Hair Shaming

Major cases of hair discrimination have extremely impacted the nation, causing the black community to take a stance. Former news anchor Brittany Noble Jones was fired after she displayed her “unprofessional” natural hair on live TV.

A news reporter explained to Noble Jones that her hair was equivalent to him throwing on a baseball cap to go to the grocery store; in other words, her hair was too inappropriate for the work setting. Noble Jones originally attempted to wear her natural hair in 2017, but she was later grilled about her hair being unprofessional; she even received insults from the corporate human resources department, which filed a complaint that her hair was “shaggy and unkempt.”

After giving birth to her son in 2018, Noble Jones asked for reasonable approval to wear natural hair by her news director, but a month after having the green light to do so, her news director pulled her into his office to criticize her hair again. She was told to change her hair back to the original because it ‘looked better.’

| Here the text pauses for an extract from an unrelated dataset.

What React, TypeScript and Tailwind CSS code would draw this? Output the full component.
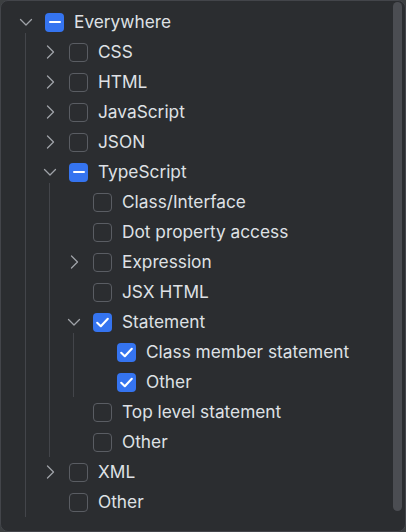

Since Noble Jones has been released from her position as a news reporter, her voice and her story have inspired many to speak their truths. An example is Andrew Johnson, a high school wrestler who was forced to cut his dreadlocks in order to participate in a wrestling match. Four matches prior to his regretful match, Johnson claimed that no referee had any issues with his hair, according to ABC News. After seeing the humiliating process of a referee cutting Johnson’s hair, angered parents and media labeled this as a racist act.

These situations were both forms of racism. People tend to think that racism is only defined by words or extreme violent actions. Though that’s partially true, racism is also portrayed in plenty of imaginable ways, with hair being a major factor. African-Americans need to be accepted in America without being discriminated against because of the hair they wear or the complexion of their skin. No person of color should feel embarrassed by the way they portray their naturality. Brown-skinned and black-skinned people should not have to live up to the expectations of what a caucasian man or woman looks like. Having the confidence to do what feels best in a person’s heart defines a beauty queen or a role model; having straight or long hair does not. Discrimination is continuing to divide races when there should be unity and equality.